Es besteht in Deutschland bereits eine solche (gesetzliche) Haftung für fehlerhafte Ratings bei grober Fahrlässigkeit (und auch bei arglistiger Täuschung). Dies stellt also keine Besonderheit von Bergers Agentur dar. Und die Höhe? Ein Prozentsatz der Ratinggebühr bzw. des Stiftungskapitals bei grober Fahrlässigkeit bzw. Vorsatz? YOU GOTTA BE KIDDING ME!
Juristisch stellt sich eine m.E. viel wichtigere Haftungsfrage: alle bislang zugelassenen Klagen gegen Ratingagenturen in Deutschland und den USA hatten die Gemeinsamkeit, dass die betreffenden Bonitätsurteile ausschliesslich für bestimmte Investorengruppen erstellt wurden. Dies war die Begründung der Klagezulassung. Wenn nun die zu gründende Europäische Ratingagentur das investor pays Modell verfolgt, stellt sich dann nicht genau dieses Problem?
Datenschutzrechtliche Fragen scheinen auch noch nicht abschliessend geklärt zu sein, da das Berger-Modell auf eine europaweite Datenbank mit allen Emittentendaten setzt. Und diese Daten sind für alle beteiligten Investoren einsehbar.
2. Politischer Einfluss
Berger-Partner Krall wehrt sich in allen Veröffentlichungen vehement gegen Einfluss oder auch nur Unterstützung durch die Politik, da dies der Unabhängigkeit und Reputation schadet. Um das Modell in seiner jetzigen Form umzusetzen bedarf es aber m.W. gesetzlicher Änderungen auf europäischer Ebene.

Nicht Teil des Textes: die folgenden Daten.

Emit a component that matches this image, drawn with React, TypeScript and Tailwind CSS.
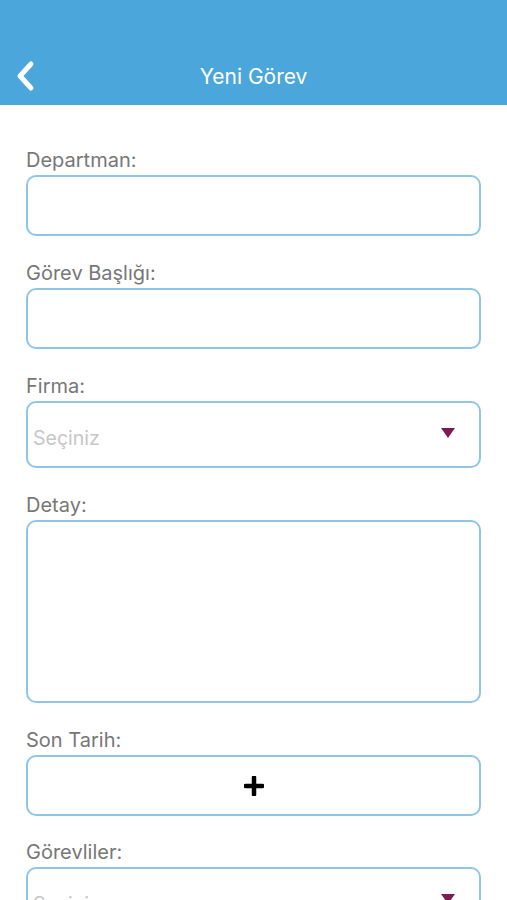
import React from 'react'

const font = { fontFamily: 'Inter, "Noto Sans", sans-serif' }

function Label({ children }: { children: React.ReactNode }) {
  return <div className="mb-[3px] h-[24px] text-[20px] leading-[24px] text-[#777777]">{children}</div>
}

function Select() {
  return (
    <div className="flex h-[67px] items-center justify-between rounded-[10px] border-2 border-[#8fc6e6] pl-[5px] pr-[24px]">
      <span className="pt-[9px] text-[19.5px] text-[#c6c6c6]">Seçiniz</span>
      <svg width="14" height="10" viewBox="0 0 14 10" className="mb-[3px]">
        <path d="M0 0 H14 L7 10 Z" fill="#7d1c52" />
      </svg>
    </div>
  )
}

export default function App() {
  return (
    <div className="min-h-screen bg-white" style={font}>
      {/* Header */}
      <header className="relative flex h-[105px] items-end justify-center bg-[#4ba6db] pb-[15px]">
        <button className="absolute left-[14px] top-[60px] p-0">
          <svg width="24" height="32" viewBox="0 0 24 32">
            <path d="M17 4 L6 16 L17 28" fill="none" stroke="white" strokeWidth="5" strokeLinecap="round" strokeLinejoin="round" />
          </svg>
        </button>
        <h1 className="text-[21px] leading-[26px] text-white">Yeni Görev</h1>
      </header>

      {/* Form */}
      <main className="px-[26px] pt-[43px]">
        <Label>Departman:</Label>
        <div className="h-[61px] rounded-[10px] border-2 border-[#8fc6e6]" />

        <div className="mt-[25px]">
          <Label>Görev Başlığı:</Label>
          <div className="h-[61px] rounded-[10px] border-2 border-[#8fc6e6]" />
        </div>

        <div className="mt-[25px]">
          <Label>Firma:</Label>
          <Select />
        </div>

        <div className="mt-[25px]">
          <Label>Detay:</Label>
          <div className="h-[183px] rounded-[10px] border-2 border-[#8fc6e6]" />
        </div>

        <div className="mt-[25px]">
          <Label>Son Tarih:</Label>
          <div className="flex h-[61px] items-center justify-center rounded-[10px] border-2 border-[#8fc6e6]">
            <svg width="20" height="20" viewBox="0 0 20 20">
              <path d="M10 1.5 V18.5 M1.5 10 H18.5" stroke="black" strokeWidth="4.5" strokeLinecap="round" />
            </svg>
          </div>
        </div>

        <div className="mt-[24px] pb-10">
          <Label>Görevliler:</Label>
          <Select />
        </div>
      </main>
    </div>
  )
}
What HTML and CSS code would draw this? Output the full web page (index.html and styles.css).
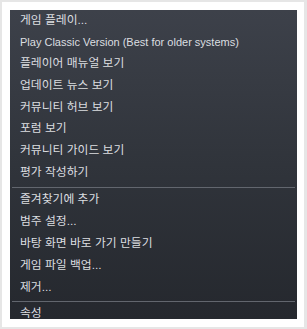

Und möglicherweise bin ich zynisch, aber: wie unabhängig von ihren Geldgebern kann diese Agentur tatsächlich agieren? Geben Banken, Versicherungen und Börsen tatsächlich völlig altruistisch jeweils ca. 10 Mio. Euro? Ich lasse mich gern überraschen.
Ausserdem sind/waren(?) zu Beginn die Initiative Finanzplatz Frankfurt, die hessische Landesregierung und die Deutsche Börse als Partner genannt. Ob denen der Sitz in Holland zusagt?
3. Mitarbeiterakquise
Zunächst sollen ca. 20 – 25 Mitarbeiter eingestellt werden (für drei Standorte?). Um überhaupt eine gute Reputation aufbauen zu können, müssen dies anerkannte, hochqualifizierte Fachleute sein. Und welcher Analyst würde sich auf ein so riskantes Geschäftsmodell einlassen und den gut bezahlten, relativ sicheren Job bei S&P, Moody’s oder Fitch aufgeben? Da muss schon ein ziemlich hoher Risikoaufschlag im Fixgehalt enthalten sein, oder?
Ich bin ein überzeugter Verfechter für mehr Wettbewerb auf dem Ratingmarkt und wünsche alle dahingehenden Initiativen viel Erfolg. Bei dem Konzept von Roland Berger habe ich allerdings Bedenken, ob es in dieser Form tatsächlich erfolgreich umsetzbar ist.